Directive: Include the line with "string; cards: string[]" and every line before it in the entries below, echoed exactly, but not the pictures.

Records for this exercise:
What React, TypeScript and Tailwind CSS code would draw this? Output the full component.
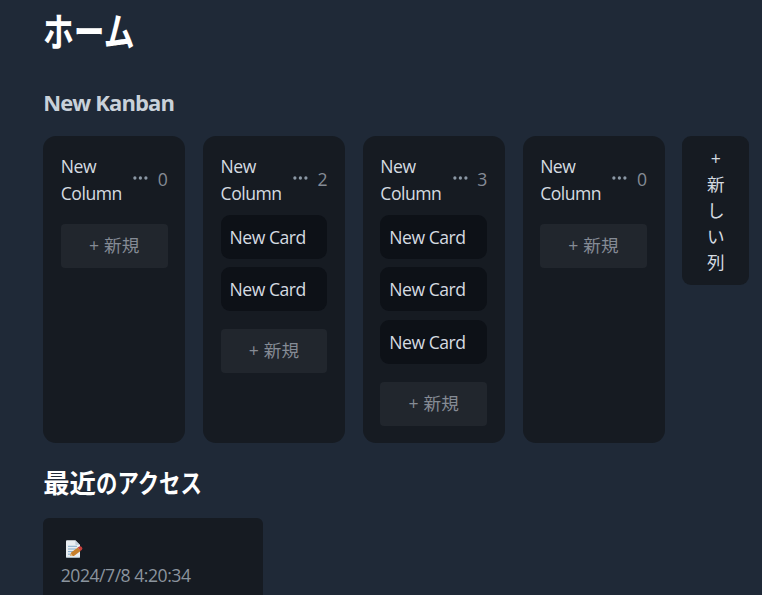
type Column = { title: string; cards: string[] };

const columns: Column[] = [
  { title: "New Column", cards: [] },
  { title: "New Column", cards: ["New Card", "New Card"] },
  { title: "New Column", cards: ["New Card", "New Card", "New Card"] },
  { title: "New Column", cards: [] },
];

function Dots() {
  return (
    <svg className="mb-[4px] block h-[4px] w-[15px] shrink-0" viewBox="0 0 15 4" fill="#8b98a5">
      <circle cx="1.9" cy="2" r="1.65" />
      <circle cx="7.4" cy="2" r="1.65" />
      <circle cx="12.9" cy="2" r="1.65" />
    </svg>
  );
}

function MemoIcon() {
  return (
    <svg className="block h-[18px] w-[18px]" viewBox="0 0 18 18">
      <path d="M1 1.2Q1 .3 2 .3H10.3L15 5V17Q15 17.8 14 17.8H2Q1 17.8 1 17Z" fill="#e9eef2" />
      <path d="M10.3.3 15 5H11.2Q10.3 5 10.3 4Z" fill="#c3d0dc" />
      <path d="M3 6.3H12M3 9H11M3 11.6H8M3 14.2H6" stroke="#83abc8" strokeWidth="1" />
      <path d="M1.2 17.4H14.8" stroke="#9fb0ba" strokeWidth=".8" />
      <path d="M5.2 16 6.1 12.4 12.8 7.4 15.6 11 8.9 16Z" fill="#c77f2b" />
      <path d="M5.2 16 5.9 13.4 7.9 16Z" fill="#e5bd86" />
      <path d="M12.7 7.6 14.3 6.6Q15.8 5.9 16.9 7.3 18 8.7 16.9 9.8L15.5 11Z" fill="#c8403c" />
    </svg>
  );
}

function BoardColumn({ title, cards }: Column) {
  return (
    <section className="flex w-[142.1px] shrink-0 flex-col rounded-[13px] bg-[#161b22] px-[17.6px] pt-[17.4px]">
      <header className="flex h-[52.6px] items-center">
        <h3 className="w-[72.2px] text-[#d5dbe1]">
          {title.split(" ").map((word) => (
            <span key={word} className="block leading-[27px]">
              {word}
            </span>
          ))}
        </h3>
        <Dots />
        <span className="ml-auto text-[#858b95] tracking-normal">{cards.length}</span>
      </header>
      <div className="flex flex-col gap-[8.7px] pt-[8.8px]">
        {cards.map((card, i) => (
          <div key={i} className="flex h-[44px] items-center rounded-[9px] bg-[#0d1117] px-[9px] text-[#d5dbe1]">
            {card}
          </div>
        ))}
      </div>
      <button
        className={`flex h-[44px] w-full shrink-0 items-center justify-center rounded-[4px] bg-[#21262d] pb-[1px] tracking-[0.15px] text-[#858b95] ${
          cards.length ? "mt-[17.4px]" : "mt-[8.8px]"
        }`}
      >
        + 新規
      </button>
    </section>
  );
}

export default function App() {
  return (
    <main className="h-[595px] w-full overflow-hidden bg-[#1f2937] pl-[43.2px] font-['Open_Sans','Noto_Sans_CJK_JP',sans-serif] text-[17.6px] leading-[26.4px] tracking-[-0.5px]">
      <h1 className="h-[60px] w-max origin-left scale-x-[0.79] pt-px text-[39px] leading-[60px] font-bold tracking-normal text-white">
        ホーム
      </h1>
      <h2 className="mt-[26px] h-[32px] text-[22px] leading-[32px] font-bold tracking-[-0.85px] text-[#c9d1d9]">New Kanban</h2>
      <div className="mt-[18px] flex h-[307px] items-stretch gap-[17.7px]">
        {columns.map((column, i) => (
          <BoardColumn key={i} {...column} />
        ))}
        <button className="flex h-[149px] w-[66.8px] shrink-0 flex-col items-center rounded-[9px] bg-[#161b22] pt-[8.5px] tracking-normal text-[#d5dbe1]">
          {["+", "新", "し", "い", "列"].map((char) => (
            <span key={char} className="leading-[26.2px]">
              {char}
            </span>
          ))}
        </button>
      </div>
      <h2 className="mt-[21px] flex h-[38px] text-[26.4px] leading-[38px] font-bold tracking-normal text-white">
        <span>最近</span>
        <span className="origin-left scale-x-[0.81]">のアクセス</span>
      </h2>
      <article className="mt-[16px] h-[100px] w-[220px] rounded-[6px] bg-[#161b22] px-[17.6px] pt-[22px]">
        <div className="ml-[3.8px]">
          <MemoIcon />
        </div>
        <time className="mt-[4px] block tracking-[-0.48px] text-[#8b949e]">2024/7/8 4:20:34</time>
      </article>
    </main>
  );
}
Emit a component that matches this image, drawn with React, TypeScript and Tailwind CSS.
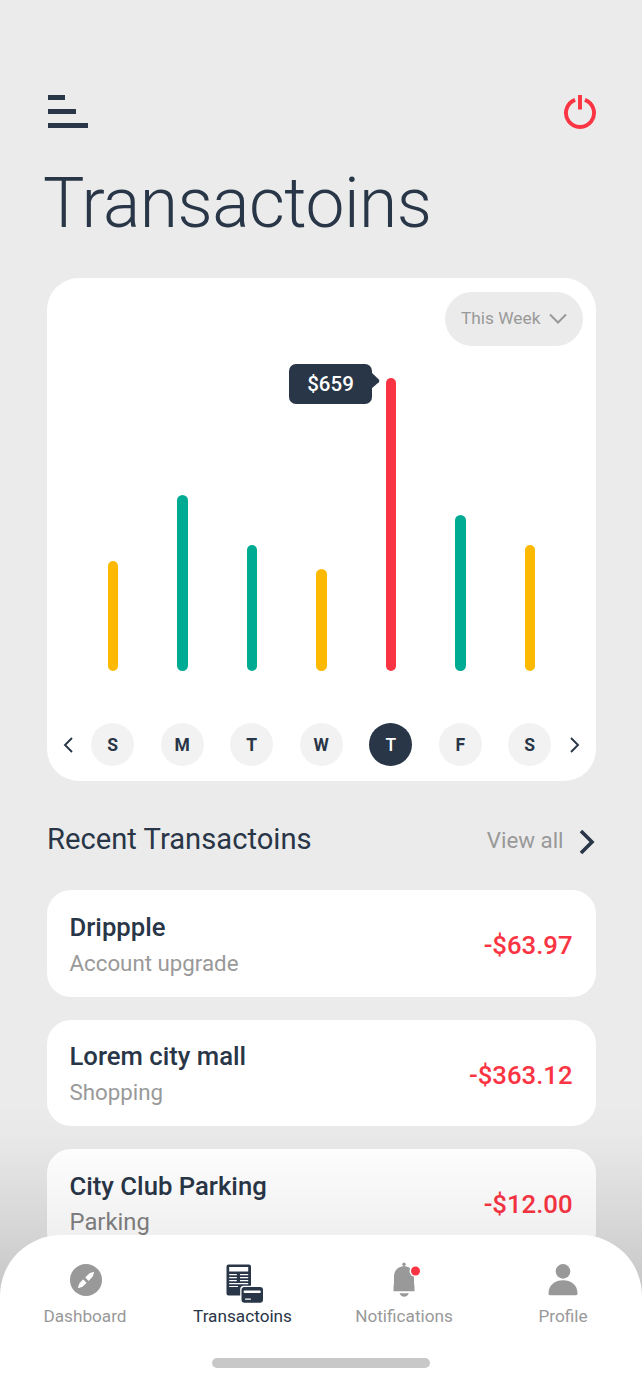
import React from "react";

const bars = [
  { day: "S", height: 110.5, color: "bg-[#fdb900]" },
  { day: "M", height: 176, color: "bg-[#00ab93]" },
  { day: "T", height: 126, color: "bg-[#00ab93]" },
  { day: "W", height: 102, color: "bg-[#fdb900]" },
  { day: "T", height: 293, color: "bg-[#fb3443]", label: "$659" },
  { day: "F", height: 156, color: "bg-[#00ab93]" },
  { day: "S", height: 126, color: "bg-[#fdb900]" },
];

const transactions = [
  { name: "Drippple", kind: "Account upgrade", amount: "-$63.97", kindStyle: "text-[22.3px] text-[#999]" },
  { name: "Lorem city mall", kind: "Shopping", amount: "-$363.12", kindStyle: "text-[22.3px] text-[#999]" },
  { name: "City Club Parking", kind: "Parking", amount: "-$12.00", kindStyle: "text-[23.8px] text-[#828282]" },
];

function PowerIcon() {
  return (
    <svg width="34" height="36" viewBox="0 0 34 36" fill="none" stroke="#fb3443" strokeWidth="3.9">
      <path d="M12.1 5.9A14 14 0 1 0 21.9 5.9" />
      <path d="M17 1V15.5" />
    </svg>
  );
}

function CompassIcon() {
  return (
    <svg width="32" height="32" viewBox="0 0 32 32">
      <circle cx="16" cy="16" r="16" fill="#999" />
      <g fill="#fff" stroke="#fff" strokeWidth="1.2" strokeLinejoin="round">
        <path d="M23.4 8.6L22.1 12.3L18.6 16L16 13.4L19.7 9.9Z" />
        <path d="M8.6 23.4L9.900 19.700L13.200 16.200L15.800 18.800L12.300 22.100Z" />
      </g>
    </svg>
  );
}

function ReceiptIcon() {
  return (
    <svg width="37" height="39" viewBox="0 0 37 39">
      <rect x="0.5" y="0.5" width="24.5" height="31" rx="2" fill="#293647" />
      <g fill="#fff">
        <rect x="3.200" y="3" width="19" height="4.500" />
        <path d="M3.200 10h7.600v1.300H3.200zM14 10h8.200v1.300H14zM3.200 13h7.600v1.300H3.200zM14 13h8.200v1.300H14zM3.200 16h7.600v1.300H3.200zM14 16h8.200v1.300H14zM3.200 19h19v1.300h-19zM3.200 22h8.800v1.100H3.200z" />
      </g>
      <rect x="14.200" y="21.700" width="24" height="19" rx="3.500" fill="#fff" />
      <rect x="15.500" y="23" width="21.500" height="15.800" rx="3" fill="#293647" />
      <rect x="17.600" y="26.500" width="17.200" height="2.600" rx="1" fill="#fff" />
      <rect x="19" y="34.500" width="6" height="1.300" rx=".6" fill="#fff" />
    </svg>
  );
}

function BellIcon() {
  return (
    <svg width="29" height="36" viewBox="0 0 29 36">
      <g fill="#999">
        <circle cx="12" cy="2.200" r="1.700" />
        <path d="M11.400 3h1.200v2h-1.200z" />
        <path d="M1.500 29.300V25L2 21V14.500C2 8.500 6 4.200 12 4.200S22 8.500 22 14.500V21L22.500 25V29.300Z" />
        <path d="M7.600 31.200H16.700C16 33.300 14.300 34.700 12.200 34.700S8.300 33.300 7.600 31.200Z" />
      </g>
      <circle cx="23.500" cy="9" r="6" fill="#fff" />
      <circle cx="23.500" cy="9" r="4.500" fill="#fb3443" />
    </svg>
  );
}

function PersonIcon() {
  return (
    <svg width="30" height="32" viewBox="0 0 30 32" fill="#999">
      <circle cx="15" cy="7.400" r="7.300" />
      <path d="M.5 29.500C.5 21 7 16.300 15 16.300S29.500 21 29.500 29.500Q29.500 31.200 28 31.200H2Q.5 31.200 .5 29.500Z" />
    </svg>
  );
}

const tabs = [
  { label: "Dashboard", Icon: CompassIcon, box: "w-[170px]", iconBox: "pl-[2px] pt-px", active: false },
  { label: "Transactoins", Icon: ReceiptIcon, box: "w-[145px]", iconBox: "pl-[4px] pt-px", active: true },
  { label: "Notifications", Icon: BellIcon, box: "w-[178px]", iconBox: "pl-[5px] -mt-px h-[41px]", active: false },
  { label: "Profile", Icon: PersonIcon, box: "w-[140px]", iconBox: "pt-px", active: false },
];

export default function App() {
  return (
    <div className="relative h-[1391px] w-[642px] overflow-hidden bg-[#ebebeb] font-['Roboto',sans-serif] text-[#293647]">
      <div className="absolute inset-x-0 bottom-0 h-[291px] bg-linear-to-b from-transparent via-black/4 via-46% to-black/15" />
      <main className="relative flex flex-col pt-[95px] pr-[46.500px] pl-[47px]">
        <header className="flex h-[34px] items-start justify-between pl-px">
          <div className="flex flex-col gap-[9.500px]">
            <span className="h-[4.500px] w-[16.500px] bg-[#293647]" />
            <span className="h-[4.500px] w-[28px] bg-[#293647]" />
            <span className="h-[4.500px] w-[39.500px] bg-[#293647]" />
          </div>
          <div className="-mt-px -mr-px">
            <PowerIcon />
          </div>
        </header>

        <h1 className="mt-[34px] -ml-[4px] h-[82px] text-[69.500px] leading-[82px] font-light tracking-[-0.5px] whitespace-nowrap">
          Transactoins
        </h1>

        <section className="mt-[32.500px] flex h-[503.500px] flex-col rounded-[32px] bg-white pt-[14.500px]">
          <button className="mr-[13px] flex h-[54px] w-[138px] items-center self-end rounded-full bg-[#ebebeb] pl-[16.500px] text-[17.300px] text-[#999]">
            <span className="w-[88px] text-left whitespace-nowrap">This Week</span>
            <svg width="18" height="12" viewBox="0 0 18 12" fill="none" stroke="#999" strokeWidth="2">
              <path d="M1 1.500L9 9.500L17 1.500" />
            </svg>
          </button>
          <div className="mx-auto grid h-[325px] w-[486.500px] grid-cols-7 items-end justify-items-center">
            {bars.map((bar, i) => (
              <div
                key={i}
                className={`relative w-[10.500px] rounded-full ${bar.color}`}
                style={{ height: bar.height }}
              >
                {bar.label && (
                  <div className="absolute -top-[14px] right-[24px] flex h-[40px] w-[83px] items-center justify-center rounded-[7px] bg-[#293647] text-[20.500px] font-medium text-white">
                    {bar.label}
                    <svg className="absolute top-[8px] -right-[8px]" width="9" height="18" viewBox="0 0 9 18" fill="#293647">
                      <path d="M0 0L7.800 7.400Q9 9 7.800 10.200L0 17Z" />
                    </svg>
                  </div>
                )}
              </div>
            ))}
          </div>
          <div className="mt-[52px] flex items-center justify-center gap-[5px]">
            <svg width="10" height="16" viewBox="0 0 10 16" fill="none" stroke="#293647" strokeWidth="1.900">
              <path d="M9 1L2 8L9 15" />
            </svg>
            <div className="grid w-[486.500px] grid-cols-7 justify-items-center">
              {bars.map((bar, i) => (
                <span
                  key={i}
                  className={`flex h-[43px] w-[43px] items-center justify-center rounded-full pt-px text-[17.500px] ${
                    bar.label ? "bg-[#293647] font-medium text-white" : "bg-[#f2f2f2] font-bold"
                  }`}
                >
                  {bar.day}
                </span>
              ))}
            </div>
            <svg width="10" height="16" viewBox="0 0 10 16" fill="none" stroke="#293647" strokeWidth="1.900">
              <path d="M1 1L8 8L1 15" />
            </svg>
          </div>
        </section>

        <div className="mt-[38px] flex h-[40px] items-center justify-between">
          <h2 className="text-[29.200px] leading-[40px] whitespace-nowrap">Recent Transactoins</h2>
          <div className="flex items-center gap-[16px] pt-[3px]">
            <span className="-mt-[2px] text-[22.300px] leading-[36px] whitespace-nowrap text-[#999]">View all</span>
            <svg width="17" height="26" viewBox="0 0 17 26" fill="none" stroke="#293647" strokeWidth="3.600" className="mt-[2px] -ml-px">
              <path d="M2 2L13 13L2 24" />
            </svg>
          </div>
        </div>

        <ul className="mt-[31px] flex flex-col gap-[23px]">
          {transactions.map((item) => (
            <li key={item.name} className="flex h-[106.500px] items-center justify-between rounded-[24px] bg-white pr-[23px] pl-[22.500px]">
              <div className="flex flex-col pt-[3px] whitespace-nowrap">
                <span className="text-[25.700px] leading-[36px] font-medium">{item.name}</span>
                <span className={`leading-[36px] ${item.kindStyle}`}>{item.kind}</span>
              </div>
              <span className="pt-[4px] text-[25.700px] leading-[32px] font-medium text-[#fb3443]">{item.amount}</span>
            </li>
          ))}
        </ul>
      </main>

      <div className="absolute inset-x-0 bottom-0 h-[256px] bg-linear-to-b from-transparent via-black/6 via-39% to-black/12" />

      <nav className="absolute inset-x-0 bottom-0 flex h-[156px] flex-col items-center rounded-t-[61px] bg-white">
        <div className="flex h-[123px] w-full pt-[28px]">
          {tabs.map(({ label, Icon, box, iconBox, active }) => (
            <a key={label} className={`flex flex-col items-center ${box}`}>
              <span className={`flex h-[40px] items-start ${iconBox}`}>
                <Icon />
              </span>
              <span className={`text-[17.200px] leading-[26px] whitespace-nowrap ${active ? "text-[#293647]" : "text-[#999]"}`}>
                {label}
              </span>
            </a>
          ))}
        </div>
        <div className="h-[10px] w-[218px] rounded-full bg-[#c8c8c8]" />
      </nav>
    </div>
  );
}
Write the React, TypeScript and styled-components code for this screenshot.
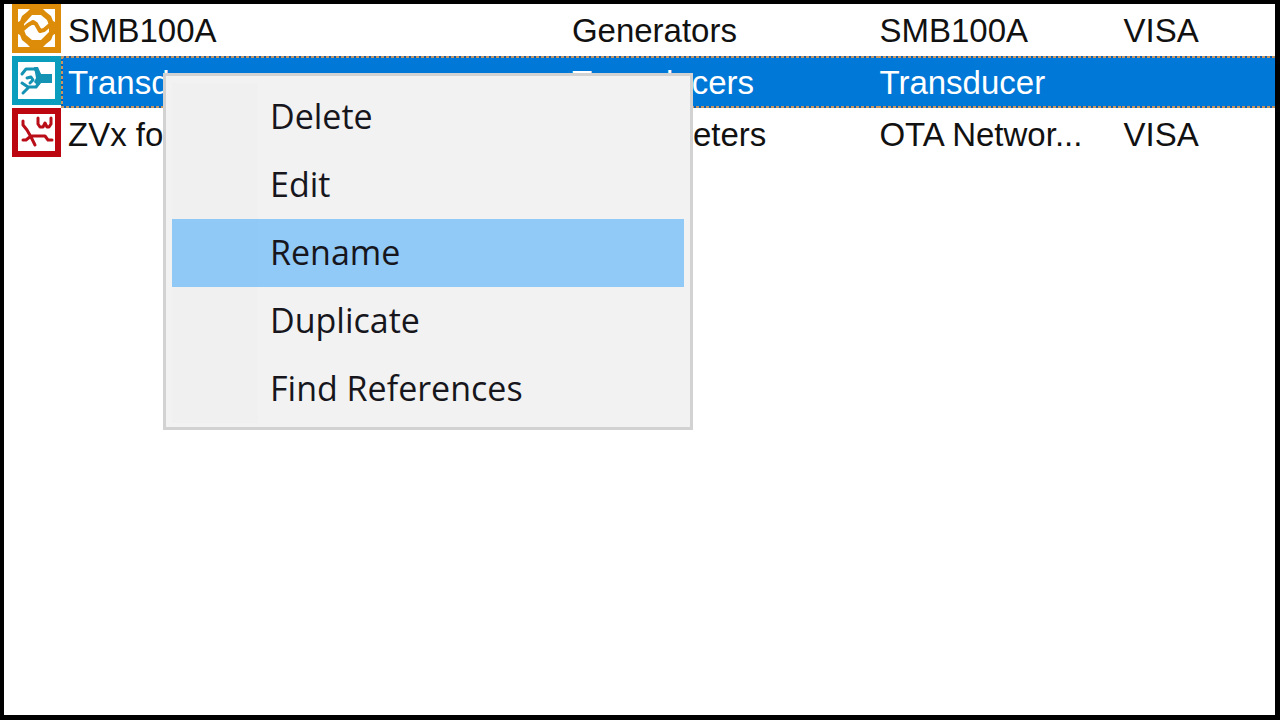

Final answer:
What React, TypeScript and Tailwind CSS code would draw this? Output the full component.
type Column = { title: string; cards: string[] };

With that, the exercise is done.